The exercise
Output the material exactly, but drop every image it holds.

Data block
********
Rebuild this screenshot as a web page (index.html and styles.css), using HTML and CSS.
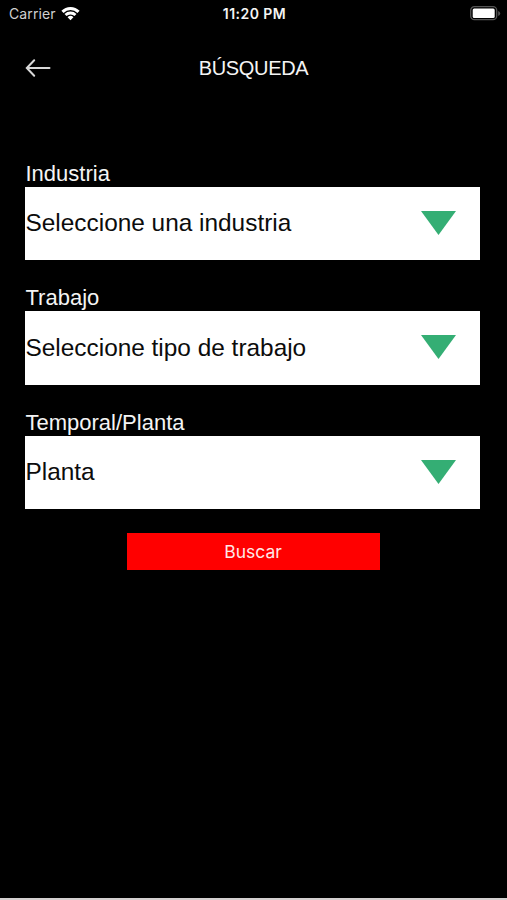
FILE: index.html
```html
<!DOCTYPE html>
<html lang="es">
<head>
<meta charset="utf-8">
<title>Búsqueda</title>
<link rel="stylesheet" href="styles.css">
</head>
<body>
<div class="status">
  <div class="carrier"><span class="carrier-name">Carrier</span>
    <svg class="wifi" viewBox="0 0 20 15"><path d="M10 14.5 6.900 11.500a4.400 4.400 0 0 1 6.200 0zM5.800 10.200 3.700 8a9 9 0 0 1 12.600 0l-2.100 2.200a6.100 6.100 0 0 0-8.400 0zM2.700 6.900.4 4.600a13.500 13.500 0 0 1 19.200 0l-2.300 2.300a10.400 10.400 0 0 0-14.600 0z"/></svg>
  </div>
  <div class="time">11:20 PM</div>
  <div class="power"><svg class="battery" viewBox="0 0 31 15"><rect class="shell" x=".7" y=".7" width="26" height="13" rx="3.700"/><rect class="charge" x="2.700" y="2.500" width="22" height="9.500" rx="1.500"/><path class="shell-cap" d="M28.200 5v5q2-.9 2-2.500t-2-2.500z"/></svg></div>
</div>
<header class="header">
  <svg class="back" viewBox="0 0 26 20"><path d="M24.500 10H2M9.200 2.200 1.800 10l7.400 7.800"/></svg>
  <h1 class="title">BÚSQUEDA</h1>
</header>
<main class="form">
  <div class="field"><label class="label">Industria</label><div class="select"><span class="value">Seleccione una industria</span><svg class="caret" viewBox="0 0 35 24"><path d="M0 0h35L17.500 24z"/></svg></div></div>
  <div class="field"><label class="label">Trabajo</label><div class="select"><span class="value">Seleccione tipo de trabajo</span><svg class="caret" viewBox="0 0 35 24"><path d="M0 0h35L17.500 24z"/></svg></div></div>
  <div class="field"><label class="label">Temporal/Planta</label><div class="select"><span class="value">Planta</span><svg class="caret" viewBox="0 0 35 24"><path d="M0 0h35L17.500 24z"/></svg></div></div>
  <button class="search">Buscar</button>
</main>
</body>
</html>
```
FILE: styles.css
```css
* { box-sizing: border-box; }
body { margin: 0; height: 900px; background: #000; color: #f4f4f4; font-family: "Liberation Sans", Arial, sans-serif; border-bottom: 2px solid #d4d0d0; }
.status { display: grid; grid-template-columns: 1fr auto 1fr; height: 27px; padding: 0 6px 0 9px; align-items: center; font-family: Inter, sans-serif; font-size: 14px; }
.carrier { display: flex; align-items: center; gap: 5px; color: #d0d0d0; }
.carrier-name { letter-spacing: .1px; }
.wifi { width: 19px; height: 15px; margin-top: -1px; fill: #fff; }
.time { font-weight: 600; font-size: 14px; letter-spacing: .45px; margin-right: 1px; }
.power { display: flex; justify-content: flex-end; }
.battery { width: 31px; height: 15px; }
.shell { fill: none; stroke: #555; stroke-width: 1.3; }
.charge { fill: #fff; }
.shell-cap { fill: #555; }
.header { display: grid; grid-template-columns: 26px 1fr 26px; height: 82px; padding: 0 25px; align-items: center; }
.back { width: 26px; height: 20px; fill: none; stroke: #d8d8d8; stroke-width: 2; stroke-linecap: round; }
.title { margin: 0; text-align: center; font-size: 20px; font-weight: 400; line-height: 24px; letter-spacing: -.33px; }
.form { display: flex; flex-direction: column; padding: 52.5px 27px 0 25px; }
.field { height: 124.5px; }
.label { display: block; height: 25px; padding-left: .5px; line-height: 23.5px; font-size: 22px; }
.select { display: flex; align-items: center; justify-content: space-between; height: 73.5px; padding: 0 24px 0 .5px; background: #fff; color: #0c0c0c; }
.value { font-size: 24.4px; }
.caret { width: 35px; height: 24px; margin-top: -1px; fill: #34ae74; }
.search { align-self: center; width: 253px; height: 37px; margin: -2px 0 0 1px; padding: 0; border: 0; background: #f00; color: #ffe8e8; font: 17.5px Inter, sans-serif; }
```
********
Written answer
Rebuild this screenshot as a web page (index.html and styles.css), using HTML and CSS.
FILE: index.html
```html
<!DOCTYPE html>
<html lang="es">
<head>
<meta charset="utf-8">
<title>Búsqueda</title>
<link rel="stylesheet" href="styles.css">
</head>
<body>
<div class="status">
  <div class="carrier"><span class="carrier-name">Carrier</span>
    <svg class="wifi" viewBox="0 0 20 15"><path d="M10 14.5 6.900 11.500a4.400 4.400 0 0 1 6.200 0zM5.800 10.200 3.700 8a9 9 0 0 1 12.600 0l-2.100 2.200a6.100 6.100 0 0 0-8.400 0zM2.700 6.900.4 4.600a13.500 13.500 0 0 1 19.200 0l-2.300 2.300a10.400 10.400 0 0 0-14.600 0z"/></svg>
  </div>
  <div class="time">11:20 PM</div>
  <div class="power"><svg class="battery" viewBox="0 0 31 15"><rect class="shell" x=".7" y=".7" width="26" height="13" rx="3.700"/><rect class="charge" x="2.700" y="2.500" width="22" height="9.500" rx="1.500"/><path class="shell-cap" d="M28.200 5v5q2-.9 2-2.500t-2-2.500z"/></svg></div>
</div>
<header class="header">
  <svg class="back" viewBox="0 0 26 20"><path d="M24.500 10H2M9.200 2.200 1.800 10l7.400 7.800"/></svg>
  <h1 class="title">BÚSQUEDA</h1>
</header>
<main class="form">
  <div class="field"><label class="label">Industria</label><div class="select"><span class="value">Seleccione una industria</span><svg class="caret" viewBox="0 0 35 24"><path d="M0 0h35L17.500 24z"/></svg></div></div>
  <div class="field"><label class="label">Trabajo</label><div class="select"><span class="value">Seleccione tipo de trabajo</span><svg class="caret" viewBox="0 0 35 24"><path d="M0 0h35L17.500 24z"/></svg></div></div>
  <div class="field"><label class="label">Temporal/Planta</label><div class="select"><span class="value">Planta</span><svg class="caret" viewBox="0 0 35 24"><path d="M0 0h35L17.500 24z"/></svg></div></div>
  <button class="search">Buscar</button>
</main>
</body>
</html>
```
FILE: styles.css
```css
* { box-sizing: border-box; }
body { margin: 0; height: 900px; background: #000; color: #f4f4f4; font-family: "Liberation Sans", Arial, sans-serif; border-bottom: 2px solid #d4d0d0; }
.status { display: grid; grid-template-columns: 1fr auto 1fr; height: 27px; padding: 0 6px 0 9px; align-items: center; font-family: Inter, sans-serif; font-size: 14px; }
.carrier { display: flex; align-items: center; gap: 5px; color: #d0d0d0; }
.carrier-name { letter-spacing: .1px; }
.wifi { width: 19px; height: 15px; margin-top: -1px; fill: #fff; }
.time { font-weight: 600; font-size: 14px; letter-spacing: .45px; margin-right: 1px; }
.power { display: flex; justify-content: flex-end; }
.battery { width: 31px; height: 15px; }
.shell { fill: none; stroke: #555; stroke-width: 1.3; }
.charge { fill: #fff; }
.shell-cap { fill: #555; }
.header { display: grid; grid-template-columns: 26px 1fr 26px; height: 82px; padding: 0 25px; align-items: center; }
.back { width: 26px; height: 20px; fill: none; stroke: #d8d8d8; stroke-width: 2; stroke-linecap: round; }
.title { margin: 0; text-align: center; font-size: 20px; font-weight: 400; line-height: 24px; letter-spacing: -.33px; }
.form { display: flex; flex-direction: column; padding: 52.5px 27px 0 25px; }
.field { height: 124.5px; }
.label { display: block; height: 25px; padding-left: .5px; line-height: 23.5px; font-size: 22px; }
.select { display: flex; align-items: center; justify-content: space-between; height: 73.5px; padding: 0 24px 0 .5px; background: #fff; color: #0c0c0c; }
.value { font-size: 24.4px; }
.caret { width: 35px; height: 24px; margin-top: -1px; fill: #34ae74; }
.search { align-self: center; width: 253px; height: 37px; margin: -2px 0 0 1px; padding: 0; border: 0; background: #f00; color: #ffe8e8; font: 17.5px Inter, sans-serif; }
```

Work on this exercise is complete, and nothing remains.